Monday, April 11, 2016

First Monthly Report : Black Desert

This weekend I got my loyalty reward for spending thirty days in Black Desert. You'd think that would be long enough to have made up my mind whether I'm enjoying myself. If this was a subscription MMO it would have to be, because right now the first monthly payment would be due.

Of course, a month's play often isn't enough to decide the future of an MMORPG. When Mrs Bhagpuss and I played Final Fantasy XIV: A Realm Reborn at launch, by complete chance the first subscription payment fell due just as we went away for a week's holiday. As we left we were undecided whether to sub but that enforced hiatus brought clarity.

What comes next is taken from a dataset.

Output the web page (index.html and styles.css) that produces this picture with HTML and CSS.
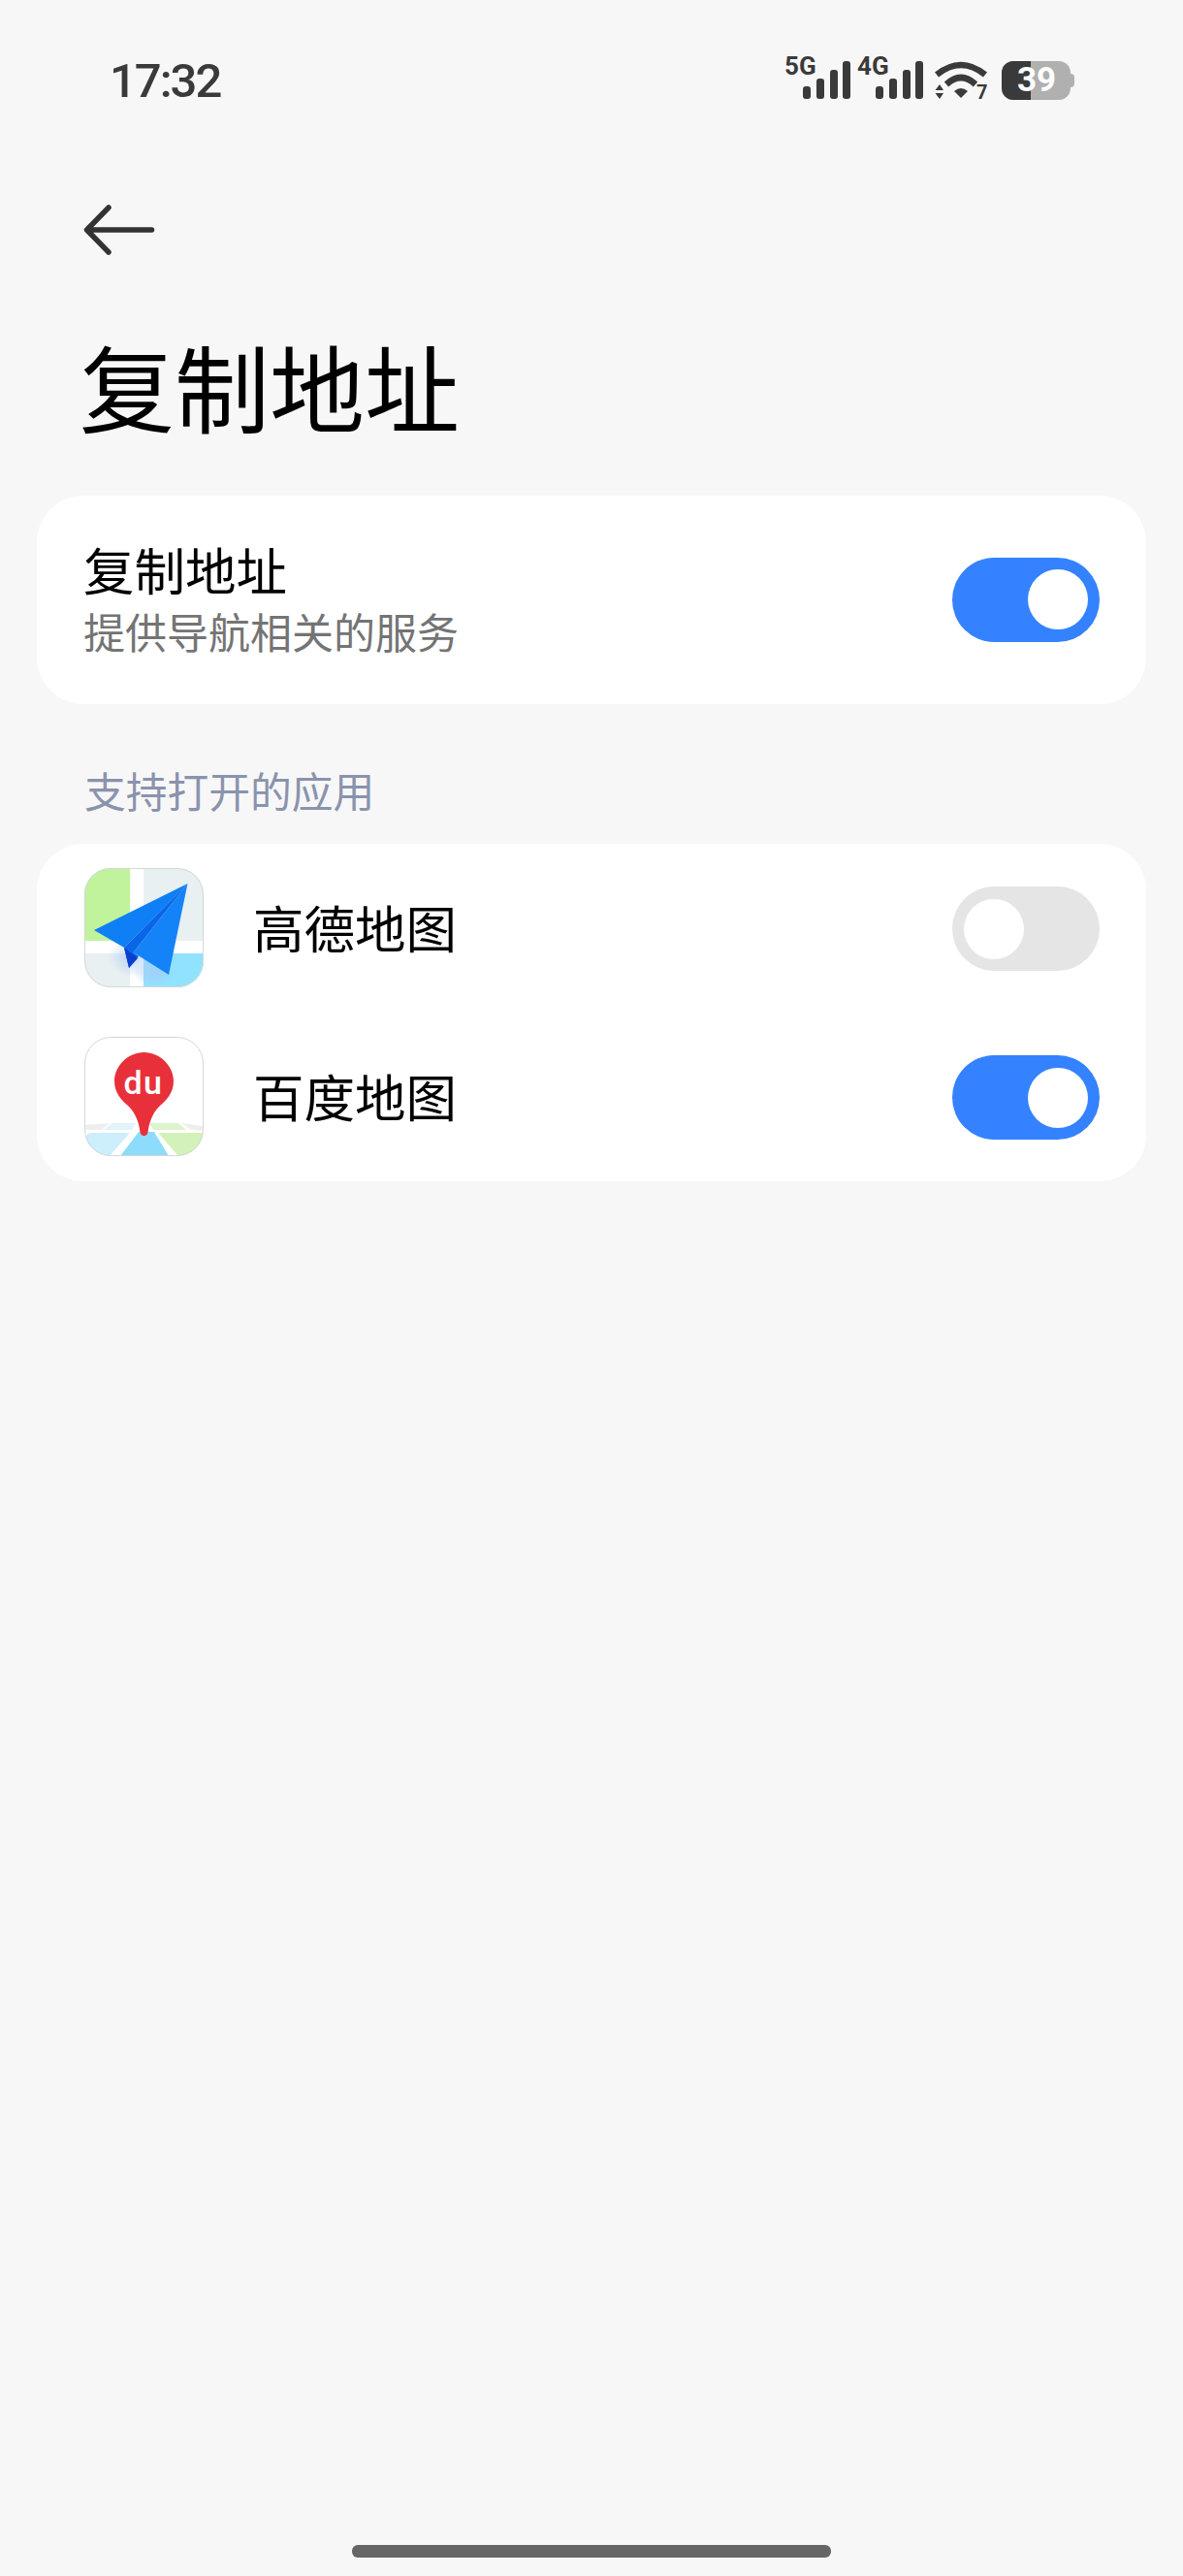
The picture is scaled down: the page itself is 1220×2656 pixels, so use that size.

By the time we returned neither of us was interested in picking up where we left off in FFXIV. We both preferred to return to GW2, which we did and where we remain, by and large, almost three years on.
Beats riding an oversized chicken, that's for sure.

FFXIV wasn't the game for either of us and I can give chapter and verse on why, but I won't, because this isn't a post about FFXIV's shortcomings. Summing up how I feel about Black Desert after a month is going to be a lot harder.

For one thing haven't had the benefit of a full week away from both Black Desert and gaming in general to let my thoughts and feelings settle. For another, I'm not sure I can truly claim I've been "playing" Black Desert for a month anyway.

Sometimes I wonder if I'm playing Black Desert at all. I wonder if you can play Black Desert. Is it even a game? The month I spent playing FFXIV was a full month of hands-on gaming. I probably logged 25-35 hours a week and all of that was active play.

In Black Desert I have an achievement for 100 hours played but it should say 100 hours logged in. I have, without doubt, spent more hours "playing" Black Desert from the system tray while I actually played GW2 or wrote this blog than I've spent in direct, personal control of my character.
With the addition of looping now you need spend even less time playing!

Even when I am actively playing BDO I'm mostly not doing very much. My involvement as a player is required only intermittently. I spend a lot of time just watching. I may be at the keyboard but I'm not using it.

A good deal of the "gameplay" consists of taking a quest, hitting "T" and auto-pathing there. If it's a normal quest that could take anything from a few seconds to a few minutes. If it's a  trade quest, where my character trudges along carrying a heavy pack, it might take the best part of half an hour.

The auto-pathing in Black Desert is exemplary. The best I've seen. There's an annoying exception, where the game assumes you want to go to the source of whatever the quest requires, an area with imps or ash trees for example, instead of to the NPC you need for the hand-in, but other than that, as far as questing goes, you can pretty much just hit "T" and go make yourself a coffee.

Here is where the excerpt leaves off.